SKP Business Alert
Volume 8 Issue 12 |

India adopts Fast-Track Merger process

The Ministry of Corporate Affairs, vide notification dated 15 December 2016, has notified Section 233 of the Companies Act, 2013 (Act). This section introduces the new concept of ‘Fast-Track Merger’ (FTM) with a simplified procedure for mergers and amalgamations of certain classes of companies which include small companies as well as holding and its wholly-owned subsidiary companies.
Provisions of the Act which deal with traditional mergers and amalgamations are time-consuming and costly processes (it takes approximately six to seven months for a traditional merger) as it includes clearances from many regulatory bodies and every type of company must go through this route. There was a need to simplify and expedite the procedure for the mergers of small companies, holding-subsidiary companies and companies where the interest of third parties is not involved. Now, with the new provisions notified, the FTM process provides for a simplified, quick and time-bound procedure in comparison to the procedure for a traditional merger. With the introduction of FTM, India is in line with global practices in terms of mergers and amalgamations of holding companies and its wholly-owned subsidiary companies.   

Key highlights of FTM
  • The scheme of merger or amalgamation may be entered into:
    • between two or more small companies (companies with paid-up capital less than INR 5 million and turnover less than INR 20 million); or
    • between a holding company and its wholly-owned subsidiary company; or
    • other class or classes of companies as may be prescribed (other classes of companies have not yet been prescribed).

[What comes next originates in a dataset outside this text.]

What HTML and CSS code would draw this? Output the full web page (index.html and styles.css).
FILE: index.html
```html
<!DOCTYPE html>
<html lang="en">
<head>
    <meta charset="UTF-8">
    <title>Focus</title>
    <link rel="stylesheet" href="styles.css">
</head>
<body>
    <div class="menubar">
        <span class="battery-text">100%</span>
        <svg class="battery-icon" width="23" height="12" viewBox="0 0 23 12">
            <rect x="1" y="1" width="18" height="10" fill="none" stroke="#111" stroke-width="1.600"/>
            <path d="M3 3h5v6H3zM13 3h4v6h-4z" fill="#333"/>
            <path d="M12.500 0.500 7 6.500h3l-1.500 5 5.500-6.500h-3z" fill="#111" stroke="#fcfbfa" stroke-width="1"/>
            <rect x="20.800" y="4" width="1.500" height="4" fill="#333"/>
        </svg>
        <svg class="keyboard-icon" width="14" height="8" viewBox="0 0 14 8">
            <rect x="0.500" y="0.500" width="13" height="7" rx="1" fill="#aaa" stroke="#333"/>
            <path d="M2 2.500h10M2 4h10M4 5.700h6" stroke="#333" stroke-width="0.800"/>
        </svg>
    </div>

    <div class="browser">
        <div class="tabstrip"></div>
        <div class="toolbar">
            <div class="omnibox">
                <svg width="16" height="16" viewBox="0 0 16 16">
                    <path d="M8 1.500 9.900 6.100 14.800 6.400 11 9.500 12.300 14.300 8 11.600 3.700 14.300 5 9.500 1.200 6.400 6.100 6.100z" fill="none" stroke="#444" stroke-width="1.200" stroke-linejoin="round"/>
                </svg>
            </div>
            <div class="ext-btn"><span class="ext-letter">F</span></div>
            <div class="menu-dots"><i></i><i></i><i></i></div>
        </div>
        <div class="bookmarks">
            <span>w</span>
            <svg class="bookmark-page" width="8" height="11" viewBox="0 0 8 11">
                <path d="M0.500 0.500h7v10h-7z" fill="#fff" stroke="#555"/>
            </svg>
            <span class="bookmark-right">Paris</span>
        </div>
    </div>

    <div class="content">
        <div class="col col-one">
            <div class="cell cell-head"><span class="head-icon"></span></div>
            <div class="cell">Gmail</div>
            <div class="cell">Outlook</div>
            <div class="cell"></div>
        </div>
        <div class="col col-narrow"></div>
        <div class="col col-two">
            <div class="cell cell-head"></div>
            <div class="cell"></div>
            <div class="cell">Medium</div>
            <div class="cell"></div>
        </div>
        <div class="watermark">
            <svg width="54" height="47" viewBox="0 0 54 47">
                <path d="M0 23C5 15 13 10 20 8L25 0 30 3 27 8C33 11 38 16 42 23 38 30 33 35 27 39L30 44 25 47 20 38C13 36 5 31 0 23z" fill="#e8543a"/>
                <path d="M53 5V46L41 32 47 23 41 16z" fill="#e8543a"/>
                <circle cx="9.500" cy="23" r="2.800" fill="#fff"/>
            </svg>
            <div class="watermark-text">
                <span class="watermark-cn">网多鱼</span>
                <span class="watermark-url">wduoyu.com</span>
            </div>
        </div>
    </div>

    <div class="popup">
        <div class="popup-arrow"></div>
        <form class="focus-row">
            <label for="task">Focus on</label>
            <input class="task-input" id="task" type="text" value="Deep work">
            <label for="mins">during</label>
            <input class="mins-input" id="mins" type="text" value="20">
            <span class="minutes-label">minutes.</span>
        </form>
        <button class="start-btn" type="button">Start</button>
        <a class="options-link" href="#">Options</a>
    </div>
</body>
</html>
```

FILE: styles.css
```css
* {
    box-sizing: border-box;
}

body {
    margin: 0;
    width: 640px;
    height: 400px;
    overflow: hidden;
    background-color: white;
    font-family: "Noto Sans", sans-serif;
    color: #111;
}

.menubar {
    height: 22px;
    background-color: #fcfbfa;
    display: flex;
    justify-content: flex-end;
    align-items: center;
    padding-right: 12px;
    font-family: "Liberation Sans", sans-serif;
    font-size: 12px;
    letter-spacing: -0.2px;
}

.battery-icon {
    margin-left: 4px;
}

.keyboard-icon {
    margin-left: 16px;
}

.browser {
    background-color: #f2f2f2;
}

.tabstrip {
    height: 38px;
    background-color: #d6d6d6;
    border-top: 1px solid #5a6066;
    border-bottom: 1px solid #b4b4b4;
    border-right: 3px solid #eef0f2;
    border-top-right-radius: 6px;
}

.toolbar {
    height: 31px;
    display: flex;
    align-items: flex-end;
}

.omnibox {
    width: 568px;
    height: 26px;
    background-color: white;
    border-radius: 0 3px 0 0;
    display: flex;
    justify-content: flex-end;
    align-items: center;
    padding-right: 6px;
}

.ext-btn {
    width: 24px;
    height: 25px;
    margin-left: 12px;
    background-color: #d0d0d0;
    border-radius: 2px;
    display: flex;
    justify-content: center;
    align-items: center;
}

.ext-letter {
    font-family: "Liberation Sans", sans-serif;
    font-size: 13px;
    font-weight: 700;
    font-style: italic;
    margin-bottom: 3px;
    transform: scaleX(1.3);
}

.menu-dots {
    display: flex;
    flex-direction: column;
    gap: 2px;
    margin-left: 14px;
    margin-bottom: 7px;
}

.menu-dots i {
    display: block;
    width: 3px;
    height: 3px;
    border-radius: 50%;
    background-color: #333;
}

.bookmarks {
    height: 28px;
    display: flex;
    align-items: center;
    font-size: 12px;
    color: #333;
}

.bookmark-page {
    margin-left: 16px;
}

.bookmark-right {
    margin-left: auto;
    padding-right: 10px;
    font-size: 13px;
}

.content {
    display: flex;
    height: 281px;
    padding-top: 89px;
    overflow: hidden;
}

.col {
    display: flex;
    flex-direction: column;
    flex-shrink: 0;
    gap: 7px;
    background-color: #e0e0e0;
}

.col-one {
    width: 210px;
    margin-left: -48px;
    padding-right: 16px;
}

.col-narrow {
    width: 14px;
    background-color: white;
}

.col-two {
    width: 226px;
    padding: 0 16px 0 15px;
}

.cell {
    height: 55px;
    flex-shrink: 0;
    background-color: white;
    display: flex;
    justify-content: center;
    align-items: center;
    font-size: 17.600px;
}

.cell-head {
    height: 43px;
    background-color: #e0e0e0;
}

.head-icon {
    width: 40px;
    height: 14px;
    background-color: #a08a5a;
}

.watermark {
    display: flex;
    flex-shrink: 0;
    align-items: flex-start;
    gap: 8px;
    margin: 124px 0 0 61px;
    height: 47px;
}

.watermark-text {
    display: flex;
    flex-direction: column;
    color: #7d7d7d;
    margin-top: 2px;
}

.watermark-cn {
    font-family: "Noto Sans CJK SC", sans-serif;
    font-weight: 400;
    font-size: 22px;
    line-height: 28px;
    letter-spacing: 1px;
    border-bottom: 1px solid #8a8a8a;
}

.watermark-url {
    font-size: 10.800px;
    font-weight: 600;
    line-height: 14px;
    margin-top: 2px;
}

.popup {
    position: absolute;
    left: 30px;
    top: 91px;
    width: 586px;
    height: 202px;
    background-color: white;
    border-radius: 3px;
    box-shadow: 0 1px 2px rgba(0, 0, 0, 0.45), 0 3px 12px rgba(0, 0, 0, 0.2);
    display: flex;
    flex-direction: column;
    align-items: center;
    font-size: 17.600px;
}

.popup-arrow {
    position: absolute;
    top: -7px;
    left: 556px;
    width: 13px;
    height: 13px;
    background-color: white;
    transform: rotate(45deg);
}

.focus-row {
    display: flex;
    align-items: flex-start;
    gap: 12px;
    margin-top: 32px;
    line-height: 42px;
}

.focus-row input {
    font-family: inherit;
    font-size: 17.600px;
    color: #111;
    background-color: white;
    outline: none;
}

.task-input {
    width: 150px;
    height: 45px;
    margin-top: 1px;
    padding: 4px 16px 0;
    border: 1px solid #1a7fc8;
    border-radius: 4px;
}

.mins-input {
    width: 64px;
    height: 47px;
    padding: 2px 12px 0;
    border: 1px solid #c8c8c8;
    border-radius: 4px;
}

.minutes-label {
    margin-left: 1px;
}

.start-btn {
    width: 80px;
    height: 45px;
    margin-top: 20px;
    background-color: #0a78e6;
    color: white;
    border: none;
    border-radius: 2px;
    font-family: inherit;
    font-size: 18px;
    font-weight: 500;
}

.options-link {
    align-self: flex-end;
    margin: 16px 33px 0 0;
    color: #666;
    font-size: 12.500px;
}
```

  • The following types of companies are excluded:
    • Public companies (except amalgamations involving holding and wholly-owned subsidiary companies);
    • Section 8 companies; and
    • Companies or body corporates governed by any special Act.
  • FTM requires the approval of the draft scheme by the Board of Directors of both the companies.

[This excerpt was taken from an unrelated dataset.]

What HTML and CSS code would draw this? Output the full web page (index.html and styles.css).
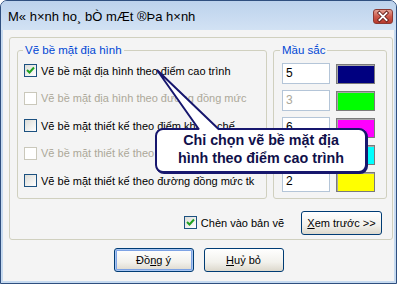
FILE: index.html
```html
<!DOCTYPE html>
<html lang="vi">
<head>
  <meta charset="UTF-8" />
  <title>Mô hình hoá bề mặt địa hình</title>
  <link rel="stylesheet" href="styles.css">
</head>
<body>
  <div class="window">
    <div class="titlebar">
      <span class="title">M« h×nh ho¸ bÒ mÆt ®Þa h×nh</span>
      <span class="close-btn">
        <svg width="20" height="15" viewBox="0 0 20 15">
          <path d="M6 3.5 L14 11.5 M14 3.5 L6 11.5" stroke="#6b2620" stroke-width="4" stroke-linecap="square"/>
          <path d="M6 3.5 L14 11.5 M14 3.5 L6 11.5" stroke="#fff" stroke-width="2" stroke-linecap="square"/>
        </svg>
      </span>
    </div>

    <div class="client">
      <div class="frame">
        <div class="groups">
          <fieldset class="group group-left">
            <legend>Vẽ bề mặt địa hình</legend>
            <div class="check-row">
              <span class="checkbox checked">
                <svg width="11" height="11" viewBox="0 0 11 11"><path d="M2 5 L4.5 7.5 L9 2.5" fill="none" stroke="#21a121" stroke-width="2"/></svg>
              </span>
              Vẽ bề mặt địa hình theo điểm cao trình
            </div>
            <div class="check-row disabled">
              <span class="checkbox"></span>
              Vẽ bề mặt địa hình theo đường đồng mức
            </div>
            <div class="check-row">
              <span class="checkbox"></span>
              Vẽ bề mặt thiết kế theo điểm khống chế
            </div>
            <div class="check-row disabled">
              <span class="checkbox"></span>
              Vẽ bề mặt thiết kế theo
            </div>
            <div class="check-row">
              <span class="checkbox"></span>
              Vẽ bề mặt thiết kế theo đường đồng mức tk
            </div>
          </fieldset>

          <fieldset class="group group-right">
            <legend>Mầu sắc</legend>
            <div class="color-row">
              <span class="num-input">5</span>
              <span class="swatch swatch-navy"></span>
            </div>
            <div class="color-row">
              <span class="num-input disabled">3</span>
              <span class="swatch swatch-lime"></span>
            </div>
            <div class="color-row">
              <span class="num-input">6</span>
              <span class="swatch swatch-magenta"></span>
            </div>
            <div class="color-row">
              <span class="num-input disabled"></span>
              <span class="swatch swatch-cyan"></span>
            </div>
            <div class="color-row">
              <span class="num-input">2</span>
              <span class="swatch swatch-yellow"></span>
            </div>
          </fieldset>
        </div>

        <div class="frame-footer">
          <div class="check-row">
            <span class="checkbox checked">
              <svg width="11" height="11" viewBox="0 0 11 11"><path d="M2 5 L4.5 7.5 L9 2.5" fill="none" stroke="#21a121" stroke-width="2"/></svg>
            </span>
            Chèn vào bản vẽ
          </div>
          <button class="btn btn-preview"><u>X</u>em trước &gt;&gt;</button>
        </div>
      </div>

      <div class="actions">
        <button class="btn btn-default">Đồ<u>n</u>g ý</button>
        <button class="btn"><u>H</u>uỷ bỏ</button>
      </div>
    </div>

    <div class="callout">Chỉ chọn vẽ bề mặt địa<br>hình theo điểm cao trình</div>
    <svg class="callout-tail" width="75" height="70" viewBox="150 64 75 70">
      <polygon points="157,70 200,131 220,131" fill="#fff"/>
      <polyline points="199,129.5 157,70 219,129.5" fill="none" stroke="#17176e" stroke-width="2"/>
    </svg>
  </div>
</body>
</html>
```

FILE: styles.css
```css
* {
  margin: 0;
  padding: 0;
  box-sizing: border-box;
}

body {
  font-family: "Liberation Sans", Arial, sans-serif;
  font-size: 11px;
  background: #fff;
  color: #000;
}

.window {
  position: relative;
  width: 397px;
  height: 284px;
  border: 1px solid #2f4f7f;
  border-radius: 7px 7px 0 0;
  background: #c6daf0;
  display: flex;
  flex-direction: column;
  overflow: hidden;
}

.titlebar {
  height: 29px;
  display: flex;
  align-items: center;
  justify-content: space-between;
  padding: 0 3px 0 7px;
  background: linear-gradient(to bottom, #bcd2ec, #d2e2f4);
}

.title {
  font-size: 13px;
  color: #000;
  margin-top: 2px;
}

.close-btn {
  width: 20px;
  height: 15px;
  border: 1px solid #8c3a33;
  border-radius: 3px;
  background: linear-gradient(to bottom, #e3a193, #cc5a4c 50%, #b8392c);
  display: flex;
  align-items: center;
  justify-content: center;
  margin-top: 1px;
}

.close-btn svg {
  display: block;
}

.client {
  flex: 1;
  margin: 0 2px 2px 2px;
  background: #f4f4f4;
  padding: 7px 1px 0 6px;
  display: flex;
  flex-direction: column;
}

.frame {
  height: 203px;
  border: 1px solid #d0d0bf;
  border-radius: 3px;
  padding-top: 6px;
  display: flex;
  flex-direction: column;
}

.groups {
  display: flex;
  gap: 6px;
  padding: 0 5px 0 7px;
  height: 155px;
}

.group {
  border: 1px solid #d0d0bf;
  border-radius: 3px;
  min-width: 0;
}

.group legend {
  color: #0046d5;
  font-size: 11.5px;
  line-height: 12px;
  padding: 0 2px;
}

.group-left {
  width: 250px;
  padding: 1px 0 0 6px;
}

.group-left legend {
  margin-left: -1px;
}

.group-right {
  flex: 1;
  padding: 4px 0 0 8px;
}

.group-right legend {
  margin-left: -2px;
}

.check-row {
  height: 27.5px;
  display: flex;
  align-items: center;
  gap: 4px;
  font-size: 11px;
  white-space: nowrap;
}

.check-row.disabled {
  color: #aca899;
}

.checkbox {
  width: 13px;
  height: 13px;
  flex-shrink: 0;
  border: 1px solid #1c5180;
  background: linear-gradient(135deg, #dcdcd7, #fff);
  display: flex;
  align-items: center;
  justify-content: center;
}

.checkbox svg {
  display: block;
}

.disabled .checkbox {
  border-color: #cac8bb;
  background: #fff;
}

.color-row {
  height: 27px;
  display: flex;
  align-items: center;
  gap: 6px;
}

.num-input {
  width: 48px;
  height: 21px;
  border: 1px solid #b4c5d8;
  background: #fff;
  padding-left: 3px;
  font-size: 12px;
  line-height: 19px;
}

.num-input.disabled {
  color: #aca899;
}

.swatch {
  width: 39px;
  height: 20px;
  border: 1px solid #7a7a7a;
  box-shadow: inset 1px 1px 0 #a8a8a8;
}

.swatch-navy { background: #000080; }
.swatch-lime { background: #00ff00; }
.swatch-magenta { background: #ff00ff; }
.swatch-cyan { background: #00ffff; }
.swatch-yellow { background: #ffff00; }

.frame-footer {
  display: flex;
  align-items: center;
  justify-content: flex-end;
  gap: 17px;
  margin-top: 10px;
  padding-right: 10px;
}

.btn {
  font-family: "Liberation Sans", Arial, sans-serif;
  font-size: 11px;
  color: #000;
  height: 24px;
  width: 80px;
  border: 1px solid #003c74;
  border-radius: 3px;
  background: linear-gradient(to bottom, #fff, #f2f1ec 60%, #dcd8cc);
}

.btn-preview {
  width: 81px;
}

.btn-default {
  box-shadow: inset 0 0 0 1px #a9c6f2, inset 0 0 0 2px #7ea3e4;
}

.actions {
  display: flex;
  justify-content: center;
  gap: 10px;
  margin-top: 8px;
  padding-right: 5px;
}

.callout {
  position: absolute;
  left: 154px;
  top: 127px;
  width: 212px;
  height: 45px;
  border: 2px solid #17176e;
  border-radius: 8px;
  box-shadow: 1px 1px 0 #17176e;
  background: #fff;
  color: #10104a;
  font-size: 14.3px;
  font-weight: bold;
  line-height: 18px;
  text-align: center;
  padding-top: 1px;
}

.callout-tail {
  position: absolute;
  left: 149px;
  top: 63px;
}
```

  • The scheme must be filed with the jurisdictional Registrar of Companies and the Official Liquidator.
  • It is mandatory to convene a meeting of members and creditors. A creditors meeting is not required if they grant their approval in writing.
  • The minimum approval required is from 90% of shareholders (in number) and 90% of creditors (in value).
  • It is mandatory to a file declaration of solvency by both companies.
  • No auditors certificate is required with respect to compliance of accounting standards;
  • The scheme can be passed without a filing to the National Company Law Tribunal (NCLT). Under the FTM process, the Central government has the power to approve such schemes and there is no need to approach the NCLT.
  • The Central government has delegated the power to approve of the merger to the Regional Director.
  • In case the Regional Director feels that the scheme is not in public interest or in the interest of the creditors, they can file an application to the NCLT stating that the scheme should be considered as per the procedure of a normal merger.
  • The FTM process also applies to all types of compromises and arrangements involving these companies.
  • An approximate time period of 90 to 100 days has been defined for this process.
  • The classes of companies eligible to opt for FTM may instead opt for the traditional merger route as per the normal provisions under the Act.
  • The detailed procedures for fast track mergers are prescribed under the Companies (Compromises, Arrangements and Amalgamations) Rules, 2016.
Advantages of FTM over traditional mergers
  • It is a time-bound and cost-effective process.
  • It is a simplified procedure with no judicial process concerning the NCLT.
  • There are only three regulatory authorities involved, namely, Regional Directors, the Registrar of Companies and the Official Liquidator.
  • The registration of this scheme will have the effect of dissolution of transferor companies without undergoing the process of winding up.
SKP's comments
The introduction of these provisions can be considered one of the government’s steps towards ‘Ease of Doing Business’. However, the limit given for small companies is too small from a practical standpoint. Higher thresholds for small companies will have to be allowed for more companies to benefit from the fast-track provisions. This is a pragmatic reform which could make mergers, acquisitions and restructuring easier and faster for holding-subsidiary companies as well as smaller companies.